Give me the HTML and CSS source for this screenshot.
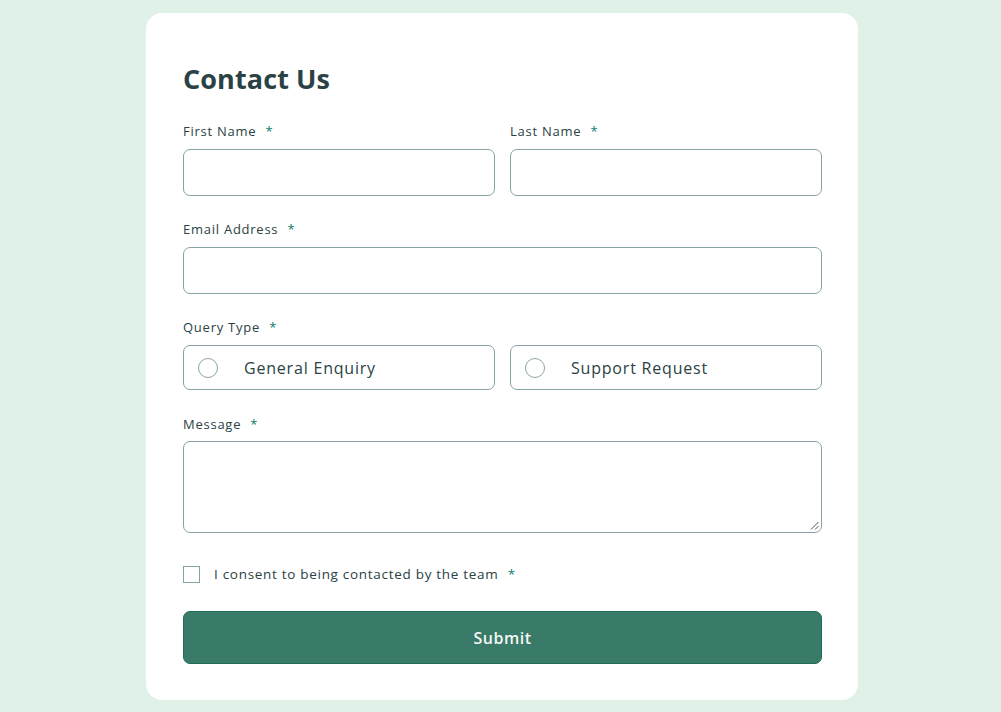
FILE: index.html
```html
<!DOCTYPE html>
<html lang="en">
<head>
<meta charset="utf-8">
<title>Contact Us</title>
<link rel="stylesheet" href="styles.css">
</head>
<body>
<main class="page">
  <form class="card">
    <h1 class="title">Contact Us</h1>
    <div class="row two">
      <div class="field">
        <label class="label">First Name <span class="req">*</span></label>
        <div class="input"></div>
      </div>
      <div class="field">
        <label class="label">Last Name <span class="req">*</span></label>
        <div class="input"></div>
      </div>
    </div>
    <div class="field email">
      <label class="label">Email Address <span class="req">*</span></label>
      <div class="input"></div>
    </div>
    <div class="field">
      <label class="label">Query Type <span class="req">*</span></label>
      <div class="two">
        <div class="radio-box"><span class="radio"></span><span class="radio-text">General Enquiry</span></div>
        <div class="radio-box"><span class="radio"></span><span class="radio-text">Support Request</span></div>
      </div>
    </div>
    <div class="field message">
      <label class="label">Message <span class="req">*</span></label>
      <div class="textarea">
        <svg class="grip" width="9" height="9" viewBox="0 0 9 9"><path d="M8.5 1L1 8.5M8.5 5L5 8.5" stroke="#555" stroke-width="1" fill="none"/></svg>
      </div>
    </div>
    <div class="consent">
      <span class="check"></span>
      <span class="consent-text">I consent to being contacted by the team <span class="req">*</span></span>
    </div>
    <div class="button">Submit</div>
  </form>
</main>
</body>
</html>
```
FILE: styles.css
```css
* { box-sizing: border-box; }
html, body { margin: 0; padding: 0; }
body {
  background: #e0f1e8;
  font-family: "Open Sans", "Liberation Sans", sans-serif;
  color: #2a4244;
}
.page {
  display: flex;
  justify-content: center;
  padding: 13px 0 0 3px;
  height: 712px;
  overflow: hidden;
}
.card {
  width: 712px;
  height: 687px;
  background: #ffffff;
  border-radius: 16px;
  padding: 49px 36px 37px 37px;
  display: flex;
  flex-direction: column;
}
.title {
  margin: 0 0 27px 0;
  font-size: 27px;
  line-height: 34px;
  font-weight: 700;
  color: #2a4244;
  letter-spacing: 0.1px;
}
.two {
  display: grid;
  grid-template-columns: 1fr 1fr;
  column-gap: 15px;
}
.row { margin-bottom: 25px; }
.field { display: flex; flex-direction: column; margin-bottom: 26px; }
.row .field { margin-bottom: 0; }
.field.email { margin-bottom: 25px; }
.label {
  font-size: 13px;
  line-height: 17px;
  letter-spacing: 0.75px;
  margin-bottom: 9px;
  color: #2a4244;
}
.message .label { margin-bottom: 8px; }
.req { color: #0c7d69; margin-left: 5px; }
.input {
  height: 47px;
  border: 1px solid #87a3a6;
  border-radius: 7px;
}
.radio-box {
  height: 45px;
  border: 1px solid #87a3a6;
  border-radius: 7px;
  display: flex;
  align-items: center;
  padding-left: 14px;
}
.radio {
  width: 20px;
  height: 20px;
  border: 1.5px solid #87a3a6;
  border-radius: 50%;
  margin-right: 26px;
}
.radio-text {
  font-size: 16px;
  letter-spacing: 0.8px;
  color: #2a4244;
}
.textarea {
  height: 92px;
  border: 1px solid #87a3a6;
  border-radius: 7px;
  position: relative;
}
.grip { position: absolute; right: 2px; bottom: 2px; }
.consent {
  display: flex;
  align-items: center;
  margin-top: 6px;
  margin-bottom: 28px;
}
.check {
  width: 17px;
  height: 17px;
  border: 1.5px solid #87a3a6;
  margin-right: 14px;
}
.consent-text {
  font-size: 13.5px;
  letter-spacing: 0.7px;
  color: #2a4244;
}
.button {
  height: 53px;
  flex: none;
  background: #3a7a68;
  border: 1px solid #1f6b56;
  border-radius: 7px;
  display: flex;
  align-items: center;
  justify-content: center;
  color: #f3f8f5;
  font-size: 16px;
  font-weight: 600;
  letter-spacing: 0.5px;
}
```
━━━━
> OBJECTIVE
Restate the whole of the material word for word without the pictures.

> ANSWER TO THE PROBLEM
Give me the HTML and CSS source for this screenshot.
FILE: index.html
```html
<!DOCTYPE html>
<html lang="en">
<head>
<meta charset="utf-8">
<title>Contact Us</title>
<link rel="stylesheet" href="styles.css">
</head>
<body>
<main class="page">
  <form class="card">
    <h1 class="title">Contact Us</h1>
    <div class="row two">
      <div class="field">
        <label class="label">First Name <span class="req">*</span></label>
        <div class="input"></div>
      </div>
      <div class="field">
        <label class="label">Last Name <span class="req">*</span></label>
        <div class="input"></div>
      </div>
    </div>
    <div class="field email">
      <label class="label">Email Address <span class="req">*</span></label>
      <div class="input"></div>
    </div>
    <div class="field">
      <label class="label">Query Type <span class="req">*</span></label>
      <div class="two">
        <div class="radio-box"><span class="radio"></span><span class="radio-text">General Enquiry</span></div>
        <div class="radio-box"><span class="radio"></span><span class="radio-text">Support Request</span></div>
      </div>
    </div>
    <div class="field message">
      <label class="label">Message <span class="req">*</span></label>
      <div class="textarea">
        <svg class="grip" width="9" height="9" viewBox="0 0 9 9"><path d="M8.5 1L1 8.5M8.5 5L5 8.5" stroke="#555" stroke-width="1" fill="none"/></svg>
      </div>
    </div>
    <div class="consent">
      <span class="check"></span>
      <span class="consent-text">I consent to being contacted by the team <span class="req">*</span></span>
    </div>
    <div class="button">Submit</div>
  </form>
</main>
</body>
</html>
```
FILE: styles.css
```css
* { box-sizing: border-box; }
html, body { margin: 0; padding: 0; }
body {
  background: #e0f1e8;
  font-family: "Open Sans", "Liberation Sans", sans-serif;
  color: #2a4244;
}
.page {
  display: flex;
  justify-content: center;
  padding: 13px 0 0 3px;
  height: 712px;
  overflow: hidden;
}
.card {
  width: 712px;
  height: 687px;
  background: #ffffff;
  border-radius: 16px;
  padding: 49px 36px 37px 37px;
  display: flex;
  flex-direction: column;
}
.title {
  margin: 0 0 27px 0;
  font-size: 27px;
  line-height: 34px;
  font-weight: 700;
  color: #2a4244;
  letter-spacing: 0.1px;
}
.two {
  display: grid;
  grid-template-columns: 1fr 1fr;
  column-gap: 15px;
}
.row { margin-bottom: 25px; }
.field { display: flex; flex-direction: column; margin-bottom: 26px; }
.row .field { margin-bottom: 0; }
.field.email { margin-bottom: 25px; }
.label {
  font-size: 13px;
  line-height: 17px;
  letter-spacing: 0.75px;
  margin-bottom: 9px;
  color: #2a4244;
}
.message .label { margin-bottom: 8px; }
.req { color: #0c7d69; margin-left: 5px; }
.input {
  height: 47px;
  border: 1px solid #87a3a6;
  border-radius: 7px;
}
.radio-box {
  height: 45px;
  border: 1px solid #87a3a6;
  border-radius: 7px;
  display: flex;
  align-items: center;
  padding-left: 14px;
}
.radio {
  width: 20px;
  height: 20px;
  border: 1.5px solid #87a3a6;
  border-radius: 50%;
  margin-right: 26px;
}
.radio-text {
  font-size: 16px;
  letter-spacing: 0.8px;
  color: #2a4244;
}
.textarea {
  height: 92px;
  border: 1px solid #87a3a6;
  border-radius: 7px;
  position: relative;
}
.grip { position: absolute; right: 2px; bottom: 2px; }
.consent {
  display: flex;
  align-items: center;
  margin-top: 6px;
  margin-bottom: 28px;
}
.check {
  width: 17px;
  height: 17px;
  border: 1.5px solid #87a3a6;
  margin-right: 14px;
}
.consent-text {
  font-size: 13.5px;
  letter-spacing: 0.7px;
  color: #2a4244;
}
.button {
  height: 53px;
  flex: none;
  background: #3a7a68;
  border: 1px solid #1f6b56;
  border-radius: 7px;
  display: flex;
  align-items: center;
  justify-content: center;
  color: #f3f8f5;
  font-size: 16px;
  font-weight: 600;
  letter-spacing: 0.5px;
}
```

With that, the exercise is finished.